I'll assume throughout the trigonometric identities$$\cos\theta=-\cos(180^\circ\pm\theta),\,\sin\theta=\sin(180^\circ-\theta)=-\sin(\theta-180^\circ).$$Whether you think of these identities as implying everything works out, or think of the diagrams as providing proof of these identities, is up to you.

In the first diagram, to $\binom{a}{0}$ you add the unit vector $\binom{\cos120^\circ}{\sin120^\circ}$. This second vector actually has negative $x$-coordinate, so the new $x$-coordinate is less than $a$ by $-\cos120^\circ=\cos60^\circ$.

In the second diagram, you don't add $\binom{\cos60^\circ}{\sin60^\circ}$, because the $60^\circ$ angle doesn't go anticlockwise from the portion of the $x$-axis right of $\binom{a}{0}$ (which is the usual approach, as used in the first picture); it goes clockwise from the portion of the $x$-axis left of $\binom{a}{0}$. So let's work out what happens this time.

The right-angled triangle this $60^\circ$ angle creates has base $\cos60^\circ=-\cos120^\circ$, but since it takes us left of $\binom{a}{0}$, the $x$-coordinate is reduced by $\cos60^\circ$, i.e. $\cos120^\circ$ is added to it. The triangle's opposite, $\sin60^\circ$, runs up rather than down, so the $y$-coordinate is actually increased, by $\sin60^\circ=\sin120^\circ$.

I'll close by addressing this part

it should be $-60^\circ$ in the second picture

Unsurprisingly, the change in position is the same by both methods, but let's rewrite it:$$\binom{\cos120^\circ}{\sin120^\circ}=-\binom{\cos(-60^\circ)}{\sin(-60^\circ)}.$$So you were right: in a way, $-60^\circ$ is a rotation angle we can think in terms of here.

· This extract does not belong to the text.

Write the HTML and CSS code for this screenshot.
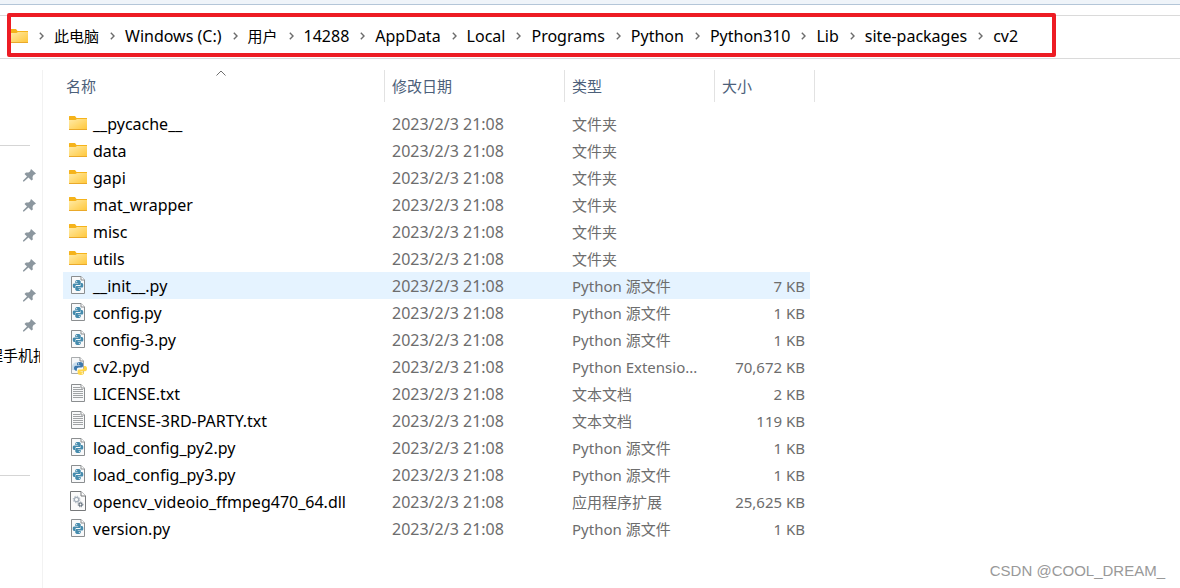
FILE: index.html
```html
<!DOCTYPE html>
<html lang="zh-CN">
<head>
<meta charset="utf-8">
<title>cv2</title>
<meta name="viewport" content="width=device-width, initial-scale=1">
<link rel="stylesheet" href="styles.css">
</head>
<body>
<svg class="sprite" aria-hidden="true">
  <defs>
    <linearGradient id="gold" x1="0" y1="0" x2="1" y2="1">
      <stop offset="0" stop-color="#ffeba8"/><stop offset="1" stop-color="#ffc637"/>
    </linearGradient>
    <symbol id="folder" viewBox="0 0 18 14">
      <path d="M0 0.500Q0 0 .5 0H6L7.500 2H18V5H0Z" fill="#f5b31b"/>
      <path d="M0 4H6.500L8 3H18V14H0Z" fill="url(#gold)"/>
      <path d="M0 13.500H18" stroke="#eaa92a"/>
    </symbol>
    <symbol id="page" viewBox="0 0 14 18">
      <path d="M.5.5H10L13.500 4V17.500H.5Z" fill="#f8f9fa" stroke="#8b8e90"/>
      <path d="M10 .5V4H13.500" fill="#fff" stroke="#8b8e90"/>
    </symbol>
    <symbol id="snake" viewBox="0 0 10 10">
      <path d="M5 0C3.200 0 2.500.6 2.500 1.600V2.700H5.200V3.100H1.500C.5 3.100 0 3.900 0 5.100S.6 7.200 1.500 7.200H2.400V6C2.400 5.100 3.100 4.500 4 4.500H6.300C7 4.500 7.500 4 7.500 3.300V1.600C7.500.6 6.600 0 5 0Z"/>
      <circle cx="3.800" cy="1.500" r=".5" fill="#fff"/>
    </symbol>
    <symbol id="py" viewBox="0 0 14 18">
      <use href="#page" width="14" height="18"/>
      <g fill="#458bad"><use href="#snake" x="1.500" y="4" width="11" height="11"/>
      <use href="#snake" x="1.500" y="4" width="11" height="11" transform="rotate(180 7 9.500)"/></g>
    </symbol>
    <symbol id="pyd" viewBox="0 0 16 18">
      <path d="M.5.5H9L12.500 4V16.500H.5Z" fill="#f6f7f8" stroke="#a9acae"/>
      <path d="M9 .5V4H12.500" fill="#fff" stroke="#8b8e90"/>
      <path d="M1 9Q2 5 7 5L4 13H1Z" fill="#c9ddec"/>
      <use href="#snake" x="3" y="5" width="12" height="12" fill="#3d78ad"/>
      <use href="#snake" x="3.500" y="5.500" width="12.500" height="12.500" fill="#ffd649" transform="rotate(180 9.750 11.750)"/>
    </symbol>
    <symbol id="txt" viewBox="0 0 14 18">
      <use href="#page" width="14" height="18"/>
      <path d="M2 3.500H9M2 5.500H12M2 7.500H12M2 9.500H12M2 11.500H12M2 13.500H12" stroke="#a0a3a5"/>
    </symbol>
    <symbol id="dll" viewBox="0 0 16 20">
      <path d="M.5.5H11L15.500 5V19.500H.5Z" fill="#fbfbfb" stroke="#77797b"/>
      <path d="M11 .5V5H15.500" fill="#fff" stroke="#77797b"/>
      <circle cx="6.500" cy="8.500" r="2.200" fill="none" stroke="#a4afba" stroke-width="1.300"/>
      <circle cx="6.500" cy="8.500" r="3.300" fill="none" stroke="#a4afba" stroke-dasharray="1.300 1.290"/>
      <circle cx="10.500" cy="13.500" r="1.500" fill="none" stroke="#65717d" stroke-width="1.200"/>
      <circle cx="10.500" cy="13.500" r="2.400" fill="none" stroke="#65717d" stroke-dasharray="1 .885"/>
    </symbol>
    <symbol id="pin" viewBox="0 0 13 13">
      <path d="M8 0L13 4.500L11.500 5.500L10.500 6L9.500 8L9.800 10.500L8.500 11.500L5.500 8.500L1 12.500L0 12.500L0 11.500L4 7.500L1.500 5L3 3.500L5.500 3.600L7 2.500Z" fill="#8c979f"/>
    </symbol>
    <symbol id="chevron" viewBox="0 0 5 8">
      <path d="M.8.8L4 4L.8 7.200" fill="none" stroke="#6c6c6c" stroke-width="1.400"/>
    </symbol>
  </defs>
</svg>

<div class="toolbar"></div>
<header class="address">
  <nav class="crumbs" aria-label="路径">
    <svg class="i-folder"><use href="#folder"/></svg>
    <svg class="chev"><use href="#chevron"/></svg><a class="zh" href="#">此电脑</a>
    <svg class="chev"><use href="#chevron"/></svg><a href="#">Windows (C:)</a>
    <svg class="chev"><use href="#chevron"/></svg><a class="zh" href="#">用户</a>
    <svg class="chev"><use href="#chevron"/></svg><a href="#">14288</a>
    <svg class="chev"><use href="#chevron"/></svg><a href="#">AppData</a>
    <svg class="chev"><use href="#chevron"/></svg><a href="#">Local</a>
    <svg class="chev"><use href="#chevron"/></svg><a href="#">Programs</a>
    <svg class="chev"><use href="#chevron"/></svg><a href="#">Python</a>
    <svg class="chev"><use href="#chevron"/></svg><a href="#">Python310</a>
    <svg class="chev"><use href="#chevron"/></svg><a href="#">Lib</a>
    <svg class="chev"><use href="#chevron"/></svg><a href="#">site-packages</a>
    <svg class="chev"><use href="#chevron"/></svg><a href="#">cv2</a>
  </nav>
</header>

<div class="body">
  <aside class="side">
    <hr>
    <ul class="pins">
      <li><svg><use href="#pin"/></svg></li>
      <li><svg><use href="#pin"/></svg></li>
      <li><svg><use href="#pin"/></svg></li>
      <li><svg><use href="#pin"/></svg></li>
      <li><svg><use href="#pin"/></svg></li>
      <li><svg><use href="#pin"/></svg></li>
      <li class="recent">程手机拍</li>
    </ul>
    <hr class="lower">
  </aside>
  <main class="files">
    <table>
      <colgroup><col class="c-name"><col class="c-date"><col class="c-type"><col class="c-size"></colgroup>
      <thead>
        <tr>
          <th aria-sort="ascending"><button type="button">名称</button><svg class="sort" viewBox="0 0 10 6"><path d="M.5 5.500L5 1L9.500 5.500" fill="none" stroke="#6f6f6f"/></svg></th>
          <th><button type="button">修改日期</button></th>
          <th><button type="button">类型</button></th>
          <th><button type="button">大小</button></th>
        </tr>
      </thead>
      <tbody>
        <tr><td><span class="name"><svg class="i-folder"><use href="#folder"/></svg>__pycache__</span></td><td class="date">2023/2/3 21:08</td><td>文件夹</td><td></td></tr>
        <tr><td><span class="name"><svg class="i-folder"><use href="#folder"/></svg>data</span></td><td class="date">2023/2/3 21:08</td><td>文件夹</td><td></td></tr>
        <tr><td><span class="name"><svg class="i-folder"><use href="#folder"/></svg>gapi</span></td><td class="date">2023/2/3 21:08</td><td>文件夹</td><td></td></tr>
        <tr><td><span class="name"><svg class="i-folder"><use href="#folder"/></svg>mat_wrapper</span></td><td class="date">2023/2/3 21:08</td><td>文件夹</td><td></td></tr>
        <tr><td><span class="name"><svg class="i-folder"><use href="#folder"/></svg>misc</span></td><td class="date">2023/2/3 21:08</td><td>文件夹</td><td></td></tr>
        <tr><td><span class="name"><svg class="i-folder"><use href="#folder"/></svg>utils</span></td><td class="date">2023/2/3 21:08</td><td>文件夹</td><td></td></tr>
        <tr class="hover"><td><span class="name"><svg class="i-file"><use href="#py"/></svg>__init__.py</span></td><td class="date">2023/2/3 21:08</td><td>Python 源文件</td><td>7 KB</td></tr>
        <tr><td><span class="name"><svg class="i-file"><use href="#py"/></svg>config.py</span></td><td class="date">2023/2/3 21:08</td><td>Python 源文件</td><td>1 KB</td></tr>
        <tr><td><span class="name"><svg class="i-file"><use href="#py"/></svg>config-3.py</span></td><td class="date">2023/2/3 21:08</td><td>Python 源文件</td><td>1 KB</td></tr>
        <tr><td><span class="name"><svg class="i-pyd"><use href="#pyd"/></svg>cv2.pyd</span></td><td class="date">2023/2/3 21:08</td><td>Python Extensio...</td><td>70,672 KB</td></tr>
        <tr><td><span class="name"><svg class="i-file"><use href="#txt"/></svg>LICENSE.txt</span></td><td class="date">2023/2/3 21:08</td><td>文本文档</td><td>2 KB</td></tr>
        <tr><td><span class="name"><svg class="i-file"><use href="#txt"/></svg>LICENSE-3RD-PARTY.txt</span></td><td class="date">2023/2/3 21:08</td><td>文本文档</td><td>119 KB</td></tr>
        <tr><td><span class="name"><svg class="i-file"><use href="#py"/></svg>load_config_py2.py</span></td><td class="date">2023/2/3 21:08</td><td>Python 源文件</td><td>1 KB</td></tr>
        <tr><td><span class="name"><svg class="i-file"><use href="#py"/></svg>load_config_py3.py</span></td><td class="date">2023/2/3 21:08</td><td>Python 源文件</td><td>1 KB</td></tr>
        <tr><td><span class="name"><svg class="i-dll"><use href="#dll"/></svg>opencv_videoio_ffmpeg470_64.dll</span></td><td class="date">2023/2/3 21:08</td><td>应用程序扩展</td><td>25,625 KB</td></tr>
        <tr><td><span class="name"><svg class="i-file"><use href="#py"/></svg>version.py</span></td><td class="date">2023/2/3 21:08</td><td>Python 源文件</td><td>1 KB</td></tr>
      </tbody>
    </table>
  </main>
</div>
<div class="watermark">CSDN @COOL_DREAM_</div>
</body>
</html>
```

FILE: styles.css
```css
* { box-sizing: border-box; }
body {
  margin: 0;
  min-height: 100vh;
  display: flex;
  flex-direction: column;
  position: relative;
  background: #fff;
  color: #000;
  font: 15px/20px "Noto Sans", "Noto Sans CJK SC", sans-serif;
}
svg { flex: none; display: block; }
.sprite { position: absolute; width: 0; height: 0; }

.toolbar { height: 5px; background: #eff4f9; border-bottom: 1px solid #b4c6d8; }
.address {
  margin-top: 10px;
  border: solid #dadada;
  border-width: 1px 0;
  display: flex;
  padding-left: 7px;
}
.crumbs {
  position: relative;
  display: flex;
  align-items: center;
  height: 42px;
  padding: 0 38px 2px 3px;
  white-space: nowrap;
  font-size: 16px;
}
/* highlight frame drawn over the bar's borders */
.crumbs::after {
  content: "";
  position: absolute;
  inset: -3px 0 1px;
  border: 4px solid #ed1c24;
  border-radius: 2px;
  pointer-events: none;
}
.crumbs a { color: inherit; text-decoration: none; }
.crumbs .zh { font-size: 15px; }
.chev { width: 5px; height: 8px; margin: 0 10px 0 11px; }

.i-folder { width: 18px; height: 14px; }
.i-file { width: 14px; height: 18px; margin: 0 2px; }
.i-pyd { width: 16px; height: 18px; margin-left: 2px; }
.i-dll { width: 16px; height: 20px; margin: 0 1px; }

.body { flex: 1; display: flex; margin-top: 11px; }
.side { width: 43px; border-right: 1px solid #f2f2f2; padding-top: 75px; }
.side hr { margin: 0 12px 0 0; border: 0; border-top: 1px solid #d5d5d5; }
.side .lower { margin-top: 105px; }
.pins { list-style: none; margin: 14px 0 0; padding: 0 2px 0 0; }
.pins li { height: 30px; display: flex; align-items: center; justify-content: flex-end; padding-right: 4px; }
.pins svg { width: 13px; height: 13px; }
.pins .recent { justify-content: flex-start; text-indent: -12px; overflow: hidden; white-space: nowrap; padding: 0; }

.files { flex: 1; padding-left: 20px; }
table { border-collapse: separate; border-spacing: 0; table-layout: fixed; width: 752px; }
.c-name { width: 322px; }
.c-date { width: 180px; }
.c-type { width: 150px; }
.c-size { width: 100px; }
th { position: relative; height: 32px; padding: 0 0 0 7px; text-align: left; border-right: 1px solid #e2e2e2; }
th:first-child { padding-left: 3px; }
th button { padding: 0; border: 0; background: none; font: inherit; font-weight: 400; color: #4c607a; }
.sort { position: absolute; top: 0; left: 153px; width: 10px; height: 6px; }
tbody::before { content: ""; display: block; height: 8px; }
td { height: 27px; padding: 0 0 0 7px; color: #6d6d6d; white-space: nowrap; }
td:first-child { padding-left: 6px; color: #000; }
td:last-child { padding: 0 5px 0 0; text-align: right; border-right: 5px solid transparent; background-clip: padding-box; }
.name { display: flex; align-items: center; gap: 6px; }
.name svg { margin-bottom: 2px; }
.name, .date { font-size: 16px; }
.hover td { background-color: #e5f3ff; }

.watermark {
  position: absolute;
  right: 15px;
  bottom: 7px;
  color: #999;
  font: 15px/20px "Liberation Sans", Arial, sans-serif;
}
```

But why is there an overall $-$ sign in front of the position change, too?

Suppose a second unit vector anchored at $\binom{a}{0}$ had been "rotated $-60^\circ$ anticlockwise", i.e. rotated $60^\circ$ clockwise, to relocate an end initially at $\binom{a+1}{0}$ to $\binom{a}{0}+\binom{\cos(-60^\circ)}{\sin(-60^\circ)}.$. Said end would have ended up as the reflection in $\binom{a}{0}$ of the endpoint whose position we've been computing throughout, because a $120^\circ+60^\circ=180^\circ$ angle, or straight line, would have separated the two unit vectors. Therefore, the endpoint in your two diagrams is instead $\binom{a}{0}+\binom{\cos(-60^\circ)}{\sin(-60^\circ)}$.

Answer 4

What you are parameterizing is the circle of radius $1$ centered at $(a,0)$, counter-clockwise. That is given by $(a,0) + (\cos(t), \sin(t))$. For $t = 120º$ (it's equivalent in radians, anyway), you get what you are showing in your first picture.

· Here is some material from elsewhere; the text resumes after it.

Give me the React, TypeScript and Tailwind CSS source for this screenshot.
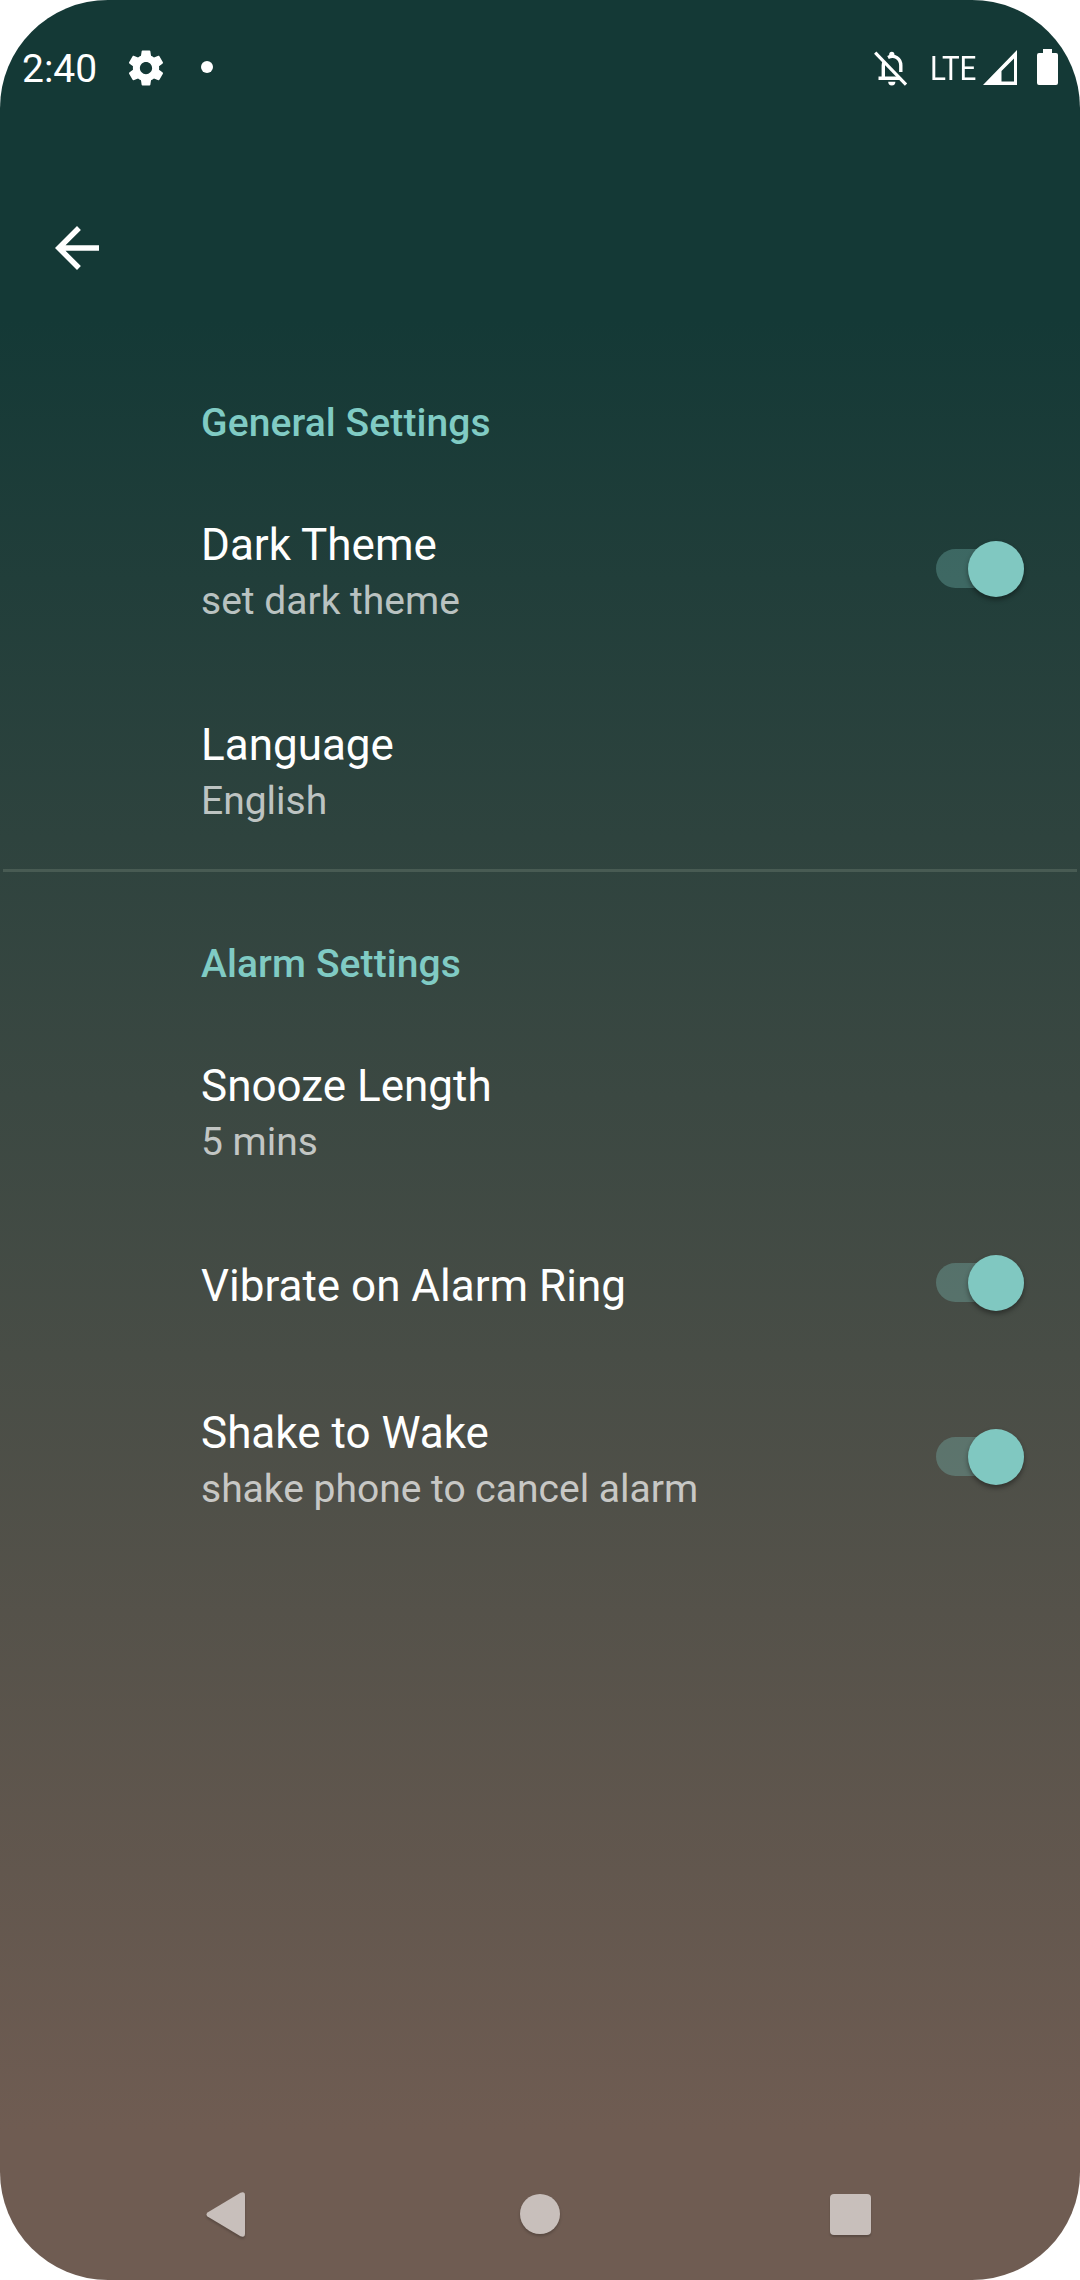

But, if you put $t = 60º$, this corresponds to an angle of $60º$ measured counter-clockwise. That is, it should form an angle which is a half of the first angle you pictured.

To get that point in your second picture for an angle of $60º$, you must use another parametrization (a clockwise one, starting at $(a,0) - (1,0)$). That can be given by $(a,0) + (-\cos(t), \sin(t))$